What is the difference between DSP presets and AI voice cloning for this impression? DSP presets adjust pitch, formant, EQ, and reverb algorithmically — fast setup, fully adjustable. AI voice cloning trains on actual audio data and converts your voice to match the target timbre, capturing micro-texture that DSP cannot replicate. For a convincing Aragorn clone, AI conversion gets measurably closer to Viggo Mortensen’s specific resonance.
Does VoxBooster require a kernel driver that could trigger anti-cheat software? No. VoxBooster operates through the Windows Audio Session API (low-latency audio capture) and creates a virtual audio device without any kernel driver. It will not trigger anti-cheat systems in online games and installs as a standard Win10/11 application.
How do I recreate the “For Frodo” speech cadence in live roleplay? That cadence is defined by a half-beat pause before emotionally weighted words, steady volume without crescendo, and a slight drop in pitch on final syllables.
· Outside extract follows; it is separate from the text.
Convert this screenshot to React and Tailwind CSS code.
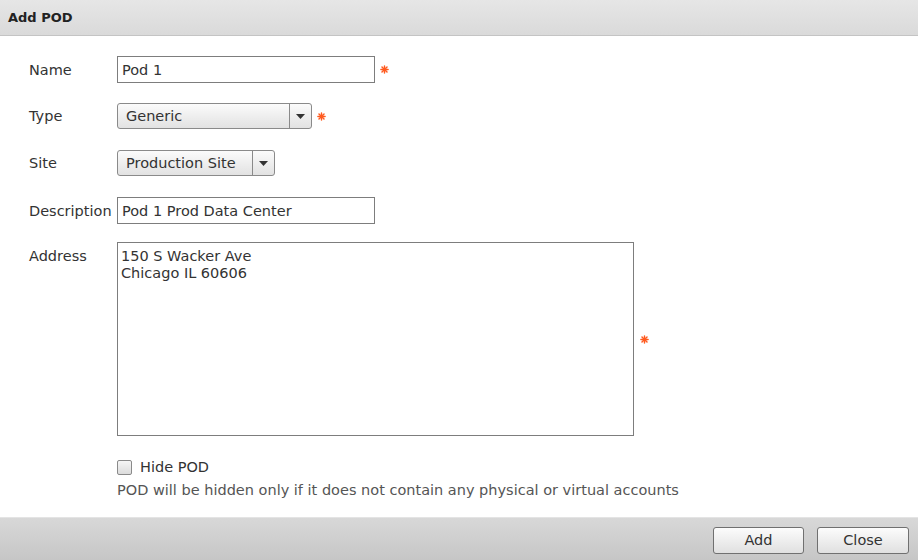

In processing terms, use gentle downward compression with a slow attack so your natural dynamics come through, then let the reverb tail carry the gravity after each phrase.
Can I use the Aragorn voice preset in OBS for streaming fantasy content? Yes. Route VoxBooster’s virtual microphone to OBS as your audio source in Audio Settings. The output is identical whether you are on a Discord call or recording to file, so your stream and your Discord party hear the same processed voice simultaneously if you use the same virtual device.